RECORDS PROVIDED
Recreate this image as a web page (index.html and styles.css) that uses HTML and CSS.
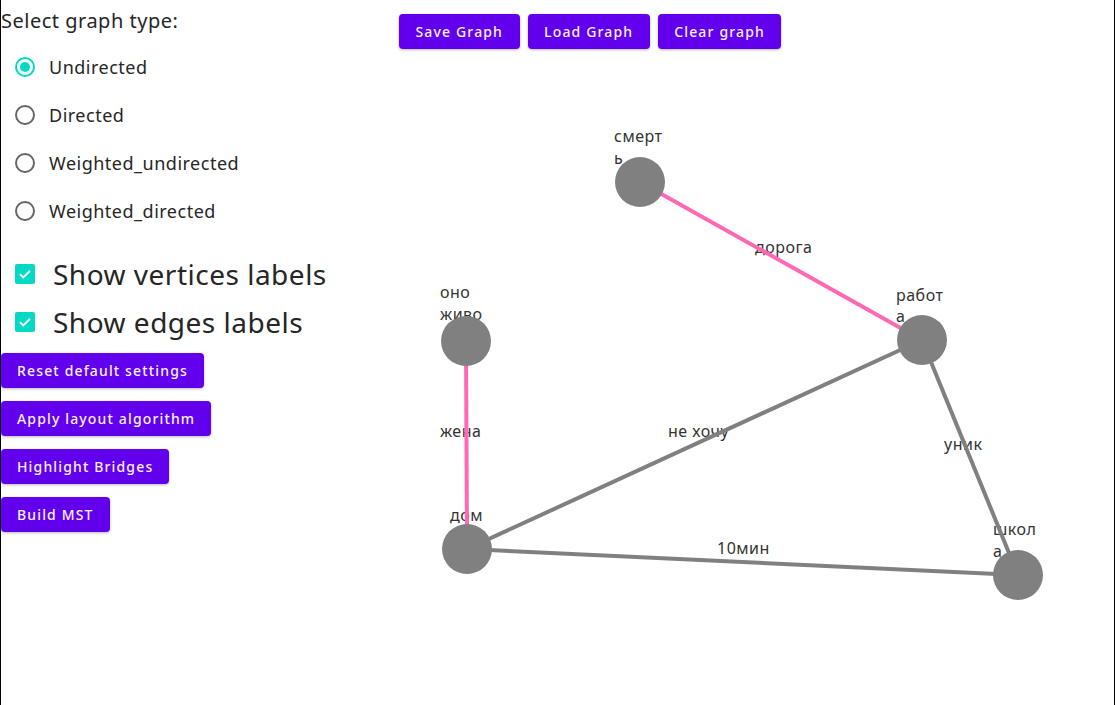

...

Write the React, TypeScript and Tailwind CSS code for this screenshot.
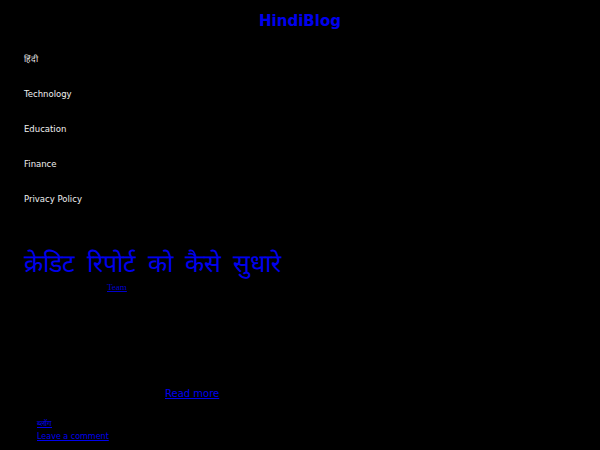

...

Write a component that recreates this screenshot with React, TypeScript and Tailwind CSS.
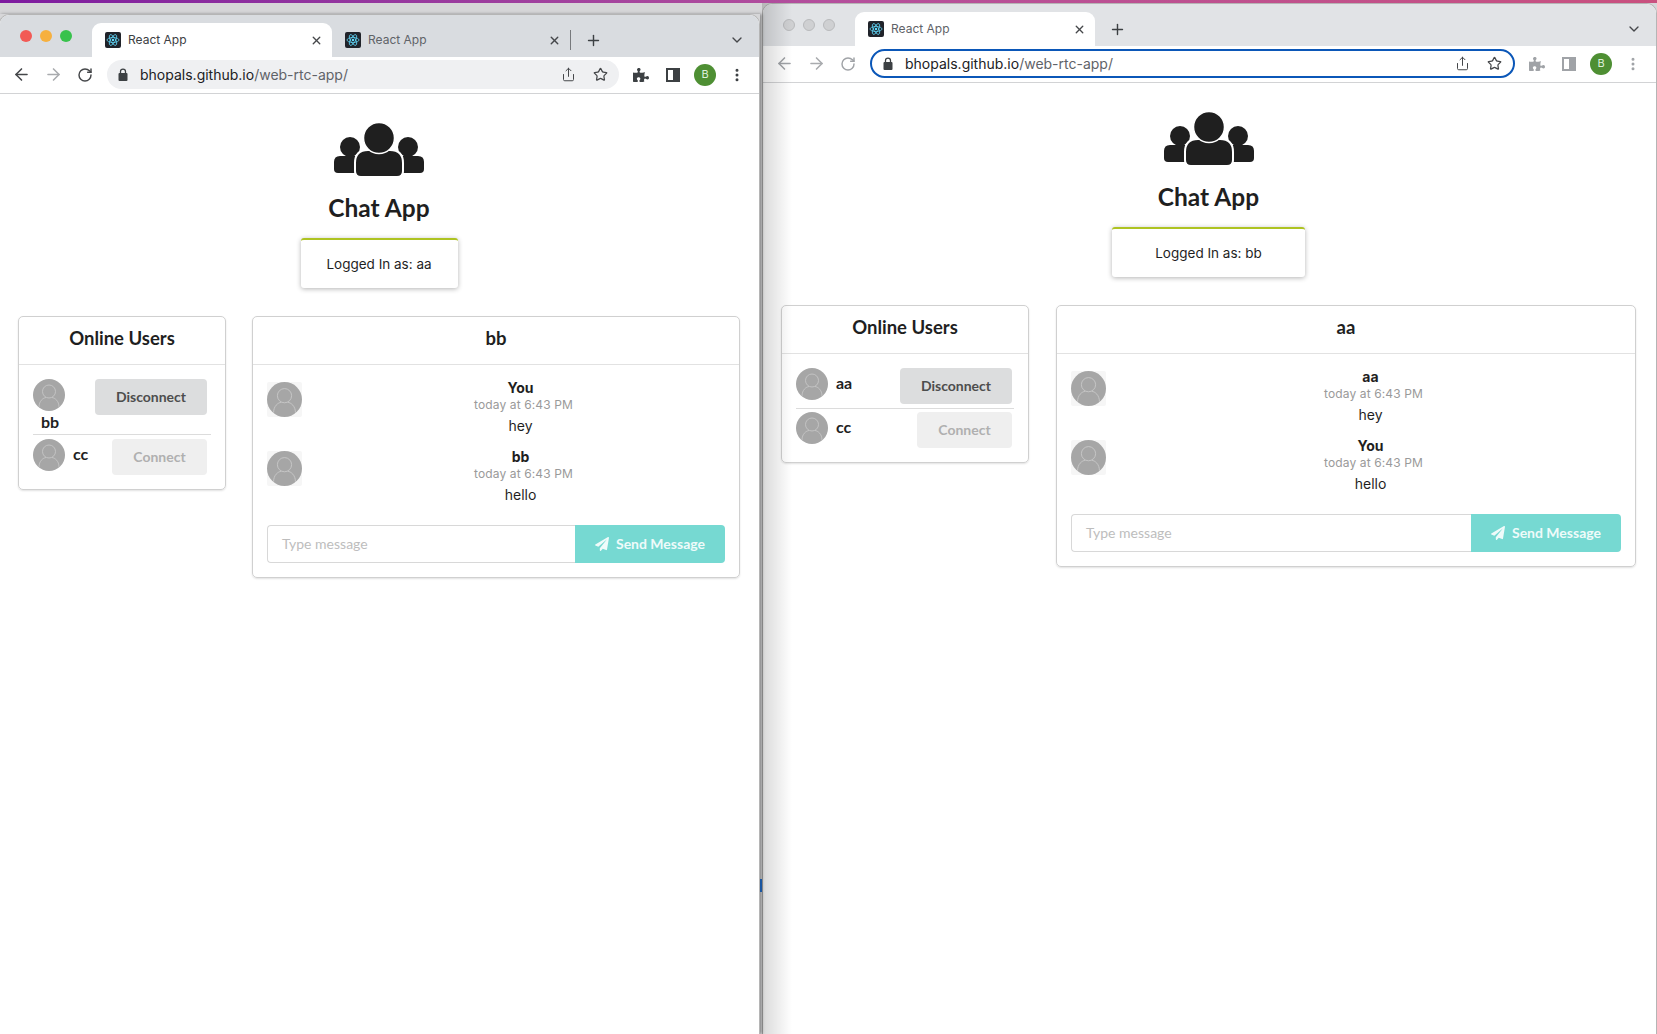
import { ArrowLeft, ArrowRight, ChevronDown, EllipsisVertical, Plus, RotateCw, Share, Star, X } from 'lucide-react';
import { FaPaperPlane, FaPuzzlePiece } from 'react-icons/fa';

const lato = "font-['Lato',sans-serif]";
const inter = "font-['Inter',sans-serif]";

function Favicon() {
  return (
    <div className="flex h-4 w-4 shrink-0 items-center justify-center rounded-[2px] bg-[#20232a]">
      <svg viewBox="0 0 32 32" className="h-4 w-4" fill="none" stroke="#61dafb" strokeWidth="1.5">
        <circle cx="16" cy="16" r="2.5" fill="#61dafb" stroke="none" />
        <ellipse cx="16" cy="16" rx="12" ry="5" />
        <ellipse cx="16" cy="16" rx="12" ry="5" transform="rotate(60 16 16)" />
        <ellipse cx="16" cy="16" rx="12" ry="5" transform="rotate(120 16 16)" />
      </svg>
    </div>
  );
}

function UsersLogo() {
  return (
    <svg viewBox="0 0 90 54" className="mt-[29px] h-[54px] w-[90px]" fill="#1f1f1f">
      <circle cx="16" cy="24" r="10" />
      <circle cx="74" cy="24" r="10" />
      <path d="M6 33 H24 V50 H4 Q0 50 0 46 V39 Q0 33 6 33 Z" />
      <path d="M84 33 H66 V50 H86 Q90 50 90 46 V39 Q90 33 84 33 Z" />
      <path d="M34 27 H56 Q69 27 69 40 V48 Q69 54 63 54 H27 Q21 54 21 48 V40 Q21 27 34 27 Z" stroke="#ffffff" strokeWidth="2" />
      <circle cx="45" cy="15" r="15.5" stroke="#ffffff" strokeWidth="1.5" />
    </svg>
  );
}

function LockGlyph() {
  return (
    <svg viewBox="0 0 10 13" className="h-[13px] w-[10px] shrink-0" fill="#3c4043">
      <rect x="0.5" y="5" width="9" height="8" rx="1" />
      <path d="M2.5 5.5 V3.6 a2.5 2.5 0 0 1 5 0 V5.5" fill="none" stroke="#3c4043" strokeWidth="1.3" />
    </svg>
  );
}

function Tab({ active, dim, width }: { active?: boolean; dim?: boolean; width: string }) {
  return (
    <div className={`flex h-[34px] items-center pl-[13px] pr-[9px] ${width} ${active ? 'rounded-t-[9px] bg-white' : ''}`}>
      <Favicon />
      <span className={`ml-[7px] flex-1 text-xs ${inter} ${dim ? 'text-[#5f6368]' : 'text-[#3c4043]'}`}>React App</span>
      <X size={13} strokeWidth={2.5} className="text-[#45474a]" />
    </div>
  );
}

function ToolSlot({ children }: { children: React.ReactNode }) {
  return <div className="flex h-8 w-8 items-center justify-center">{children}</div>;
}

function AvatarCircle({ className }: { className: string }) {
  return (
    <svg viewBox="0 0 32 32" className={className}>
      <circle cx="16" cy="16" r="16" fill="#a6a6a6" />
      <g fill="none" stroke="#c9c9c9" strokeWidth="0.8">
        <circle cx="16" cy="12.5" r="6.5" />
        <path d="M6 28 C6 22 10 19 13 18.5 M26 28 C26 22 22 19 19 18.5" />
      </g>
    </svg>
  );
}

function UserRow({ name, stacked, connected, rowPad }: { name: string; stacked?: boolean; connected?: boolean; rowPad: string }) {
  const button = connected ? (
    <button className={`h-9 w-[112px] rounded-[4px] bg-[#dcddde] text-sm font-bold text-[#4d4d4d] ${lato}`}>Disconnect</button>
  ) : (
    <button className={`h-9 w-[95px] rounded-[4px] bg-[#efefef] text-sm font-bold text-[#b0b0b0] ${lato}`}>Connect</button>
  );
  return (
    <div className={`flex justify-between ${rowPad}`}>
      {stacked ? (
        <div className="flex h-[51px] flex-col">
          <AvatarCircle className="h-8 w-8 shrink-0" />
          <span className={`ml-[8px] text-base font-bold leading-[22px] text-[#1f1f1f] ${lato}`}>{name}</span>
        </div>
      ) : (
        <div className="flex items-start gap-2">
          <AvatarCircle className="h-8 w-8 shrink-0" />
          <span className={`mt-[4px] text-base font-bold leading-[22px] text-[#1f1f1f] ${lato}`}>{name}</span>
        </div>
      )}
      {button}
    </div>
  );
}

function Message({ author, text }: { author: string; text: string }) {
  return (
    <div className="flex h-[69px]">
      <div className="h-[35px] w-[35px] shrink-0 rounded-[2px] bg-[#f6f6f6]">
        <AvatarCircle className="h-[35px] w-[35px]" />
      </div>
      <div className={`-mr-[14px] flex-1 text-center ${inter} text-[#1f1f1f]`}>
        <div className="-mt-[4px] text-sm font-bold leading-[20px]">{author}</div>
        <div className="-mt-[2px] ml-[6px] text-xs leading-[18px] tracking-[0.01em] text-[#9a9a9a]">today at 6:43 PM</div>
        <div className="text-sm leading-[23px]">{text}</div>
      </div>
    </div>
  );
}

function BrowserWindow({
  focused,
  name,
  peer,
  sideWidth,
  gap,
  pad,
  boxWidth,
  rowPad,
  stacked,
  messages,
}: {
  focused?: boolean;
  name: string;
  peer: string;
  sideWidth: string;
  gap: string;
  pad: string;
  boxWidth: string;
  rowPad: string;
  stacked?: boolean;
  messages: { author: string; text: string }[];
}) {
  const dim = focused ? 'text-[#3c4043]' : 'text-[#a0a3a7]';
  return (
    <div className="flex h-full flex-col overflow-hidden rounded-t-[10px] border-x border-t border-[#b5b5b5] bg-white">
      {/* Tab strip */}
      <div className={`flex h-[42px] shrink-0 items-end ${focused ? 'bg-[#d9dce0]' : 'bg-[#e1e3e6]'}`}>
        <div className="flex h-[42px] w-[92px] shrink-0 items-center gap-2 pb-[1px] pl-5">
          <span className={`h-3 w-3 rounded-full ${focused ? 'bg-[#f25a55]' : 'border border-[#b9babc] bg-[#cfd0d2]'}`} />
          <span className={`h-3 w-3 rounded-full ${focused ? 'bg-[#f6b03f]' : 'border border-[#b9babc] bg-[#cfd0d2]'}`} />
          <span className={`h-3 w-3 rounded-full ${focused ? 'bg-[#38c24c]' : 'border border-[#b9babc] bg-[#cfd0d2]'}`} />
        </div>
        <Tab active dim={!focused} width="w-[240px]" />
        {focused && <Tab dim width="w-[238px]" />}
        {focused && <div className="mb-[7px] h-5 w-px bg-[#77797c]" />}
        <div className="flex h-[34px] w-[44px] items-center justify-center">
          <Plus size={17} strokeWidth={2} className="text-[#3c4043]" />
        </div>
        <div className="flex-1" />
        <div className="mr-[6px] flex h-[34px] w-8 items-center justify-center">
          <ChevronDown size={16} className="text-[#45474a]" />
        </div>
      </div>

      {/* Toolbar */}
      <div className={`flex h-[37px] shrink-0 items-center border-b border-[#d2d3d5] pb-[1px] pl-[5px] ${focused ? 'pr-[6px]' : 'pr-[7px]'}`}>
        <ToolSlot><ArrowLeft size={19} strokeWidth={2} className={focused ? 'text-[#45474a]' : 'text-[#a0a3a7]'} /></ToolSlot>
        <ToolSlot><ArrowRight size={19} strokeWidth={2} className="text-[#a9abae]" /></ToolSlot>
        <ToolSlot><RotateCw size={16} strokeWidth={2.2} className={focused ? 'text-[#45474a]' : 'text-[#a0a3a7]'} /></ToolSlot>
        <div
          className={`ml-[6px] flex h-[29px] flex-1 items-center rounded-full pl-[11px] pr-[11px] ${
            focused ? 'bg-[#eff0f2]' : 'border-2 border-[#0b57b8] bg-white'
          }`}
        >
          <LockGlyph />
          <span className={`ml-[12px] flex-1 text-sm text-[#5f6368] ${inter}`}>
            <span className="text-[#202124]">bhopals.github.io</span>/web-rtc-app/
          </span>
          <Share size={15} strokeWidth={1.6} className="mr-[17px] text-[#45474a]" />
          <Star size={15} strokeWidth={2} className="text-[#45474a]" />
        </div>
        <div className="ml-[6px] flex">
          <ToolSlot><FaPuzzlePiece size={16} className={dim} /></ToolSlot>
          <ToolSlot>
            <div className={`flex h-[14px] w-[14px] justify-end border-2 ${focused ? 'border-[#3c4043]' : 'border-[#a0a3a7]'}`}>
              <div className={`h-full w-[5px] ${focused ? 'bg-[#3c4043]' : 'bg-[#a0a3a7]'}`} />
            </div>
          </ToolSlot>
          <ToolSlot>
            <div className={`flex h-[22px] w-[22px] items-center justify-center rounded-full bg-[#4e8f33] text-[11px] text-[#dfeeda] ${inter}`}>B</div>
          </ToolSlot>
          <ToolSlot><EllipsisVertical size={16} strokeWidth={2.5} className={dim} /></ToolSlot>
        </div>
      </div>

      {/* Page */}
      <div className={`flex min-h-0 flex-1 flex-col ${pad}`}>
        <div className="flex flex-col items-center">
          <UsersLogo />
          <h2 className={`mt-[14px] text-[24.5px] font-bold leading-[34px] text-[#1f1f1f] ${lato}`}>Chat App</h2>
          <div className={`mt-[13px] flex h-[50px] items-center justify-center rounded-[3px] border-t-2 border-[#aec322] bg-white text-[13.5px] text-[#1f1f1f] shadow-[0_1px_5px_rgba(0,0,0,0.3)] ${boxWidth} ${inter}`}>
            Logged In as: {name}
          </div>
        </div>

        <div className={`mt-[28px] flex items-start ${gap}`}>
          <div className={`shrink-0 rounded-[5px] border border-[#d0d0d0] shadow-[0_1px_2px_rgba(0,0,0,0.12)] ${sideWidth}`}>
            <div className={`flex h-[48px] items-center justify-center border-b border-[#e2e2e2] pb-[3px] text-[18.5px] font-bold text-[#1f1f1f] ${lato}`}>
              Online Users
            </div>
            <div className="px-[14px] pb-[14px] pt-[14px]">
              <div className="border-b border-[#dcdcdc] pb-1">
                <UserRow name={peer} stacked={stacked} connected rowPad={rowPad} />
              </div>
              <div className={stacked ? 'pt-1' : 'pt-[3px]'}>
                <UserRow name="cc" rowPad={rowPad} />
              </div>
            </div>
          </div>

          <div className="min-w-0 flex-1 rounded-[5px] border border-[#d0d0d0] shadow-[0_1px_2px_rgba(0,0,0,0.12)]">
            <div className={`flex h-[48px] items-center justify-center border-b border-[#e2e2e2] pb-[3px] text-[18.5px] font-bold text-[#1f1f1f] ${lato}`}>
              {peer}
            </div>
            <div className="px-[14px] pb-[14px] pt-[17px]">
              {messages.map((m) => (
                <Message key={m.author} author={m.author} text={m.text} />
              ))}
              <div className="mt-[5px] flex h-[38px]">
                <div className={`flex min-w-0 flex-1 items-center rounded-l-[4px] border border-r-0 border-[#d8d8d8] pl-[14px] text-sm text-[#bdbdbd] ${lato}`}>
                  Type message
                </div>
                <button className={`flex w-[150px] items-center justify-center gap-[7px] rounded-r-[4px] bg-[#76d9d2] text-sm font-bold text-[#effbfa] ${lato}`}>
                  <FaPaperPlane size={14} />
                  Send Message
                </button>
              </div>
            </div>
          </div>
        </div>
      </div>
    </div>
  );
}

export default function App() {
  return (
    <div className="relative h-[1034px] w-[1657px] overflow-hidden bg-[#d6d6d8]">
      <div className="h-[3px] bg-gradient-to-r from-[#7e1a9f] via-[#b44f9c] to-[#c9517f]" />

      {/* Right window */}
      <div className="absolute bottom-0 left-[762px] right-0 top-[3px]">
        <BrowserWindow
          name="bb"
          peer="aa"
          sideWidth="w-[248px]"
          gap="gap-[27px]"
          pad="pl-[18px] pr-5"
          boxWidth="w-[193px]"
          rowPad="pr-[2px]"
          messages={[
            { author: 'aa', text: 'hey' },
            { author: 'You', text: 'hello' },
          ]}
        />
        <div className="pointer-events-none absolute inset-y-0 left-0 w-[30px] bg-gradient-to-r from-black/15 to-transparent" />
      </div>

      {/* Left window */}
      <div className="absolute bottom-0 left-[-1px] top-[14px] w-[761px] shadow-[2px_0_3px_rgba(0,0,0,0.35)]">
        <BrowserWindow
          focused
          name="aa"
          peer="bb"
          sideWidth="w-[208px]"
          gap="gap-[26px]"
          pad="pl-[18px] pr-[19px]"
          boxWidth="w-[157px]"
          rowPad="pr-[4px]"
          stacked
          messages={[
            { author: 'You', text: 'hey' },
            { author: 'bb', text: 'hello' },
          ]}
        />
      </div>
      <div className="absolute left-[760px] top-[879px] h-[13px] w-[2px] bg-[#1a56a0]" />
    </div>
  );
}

WHAT IS REQUIRED
Copy each line above containing the string "screenshot".

EXERCISE ANSWER
Write the React, TypeScript and Tailwind CSS code for this screenshot.
Write a component that recreates this screenshot with React, TypeScript and Tailwind CSS.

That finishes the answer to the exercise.